**Provided data:**
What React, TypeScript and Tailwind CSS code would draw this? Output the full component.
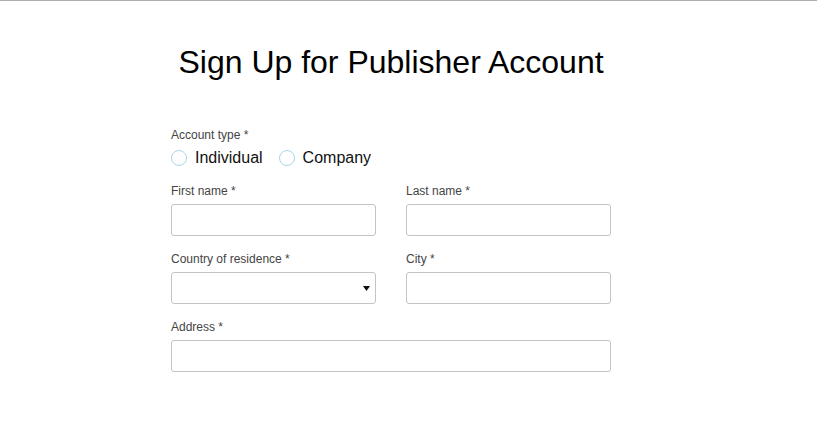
import React from "react";

function Field({ label, select = false }: { label: string; select?: boolean }) {
  return (
    <div className="flex flex-col">
      <label className="text-[12px] leading-[17px] text-[#444] mb-[4px]">{label}</label>
      <div className="relative h-[32px] border border-[#c4c4c4] rounded-[3px] bg-white">
        {select && (
          <svg
            className="absolute right-[5px] top-[13px]"
            width="7"
            height="5"
            viewBox="0 0 7 5"
          >
            <polygon points="0,0 7,0 3.5,5" fill="#111" />
          </svg>
        )}
      </div>
    </div>
  );
}

function Radio({ label }: { label: string }) {
  return (
    <div className="flex items-center">
      <span className="w-[16px] h-[16px] rounded-full border border-[#a9d6e8] bg-white" />
      <span className="ml-[8px] text-[16px] leading-[20px] text-[#111]">{label}</span>
    </div>
  );
}

export default function App() {
  return (
    <div
      className="w-[817px] h-[427px] bg-white border-t border-[#adadad]"
      style={{ fontFamily: '"Liberation Sans", Arial, sans-serif' }}
    >
      <div className="ml-[171px] w-[440px] pt-[43px]">
        <h1 className="text-[32px] leading-[36px] text-black text-center font-normal">
          Sign Up for Publisher Account
        </h1>
        <div className="mt-[47px] flex flex-col">
          <label className="text-[12px] leading-[17px] text-[#444]">Account type *</label>
          <div className="mt-[4px] flex gap-[16px]">
            <Radio label="Individual" />
            <Radio label="Company" />
          </div>
        </div>
        <div className="mt-[15px] grid grid-cols-2 gap-x-[30px] gap-y-[15px]">
          <Field label="First name *" />
          <Field label="Last name *" />
          <Field label="Country of residence *" select />
          <Field label="City *" />
          <div className="col-span-2">
            <Field label="Address *" />
          </div>
        </div>
      </div>
    </div>
  );
}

**Exercise goal:** Your task is to restate word for word the lines from the top of the data to the line containing "import React from", both ends included, with every picture left out.

**Response to this task:**
What React, TypeScript and Tailwind CSS code would draw this? Output the full component.
import React from "react";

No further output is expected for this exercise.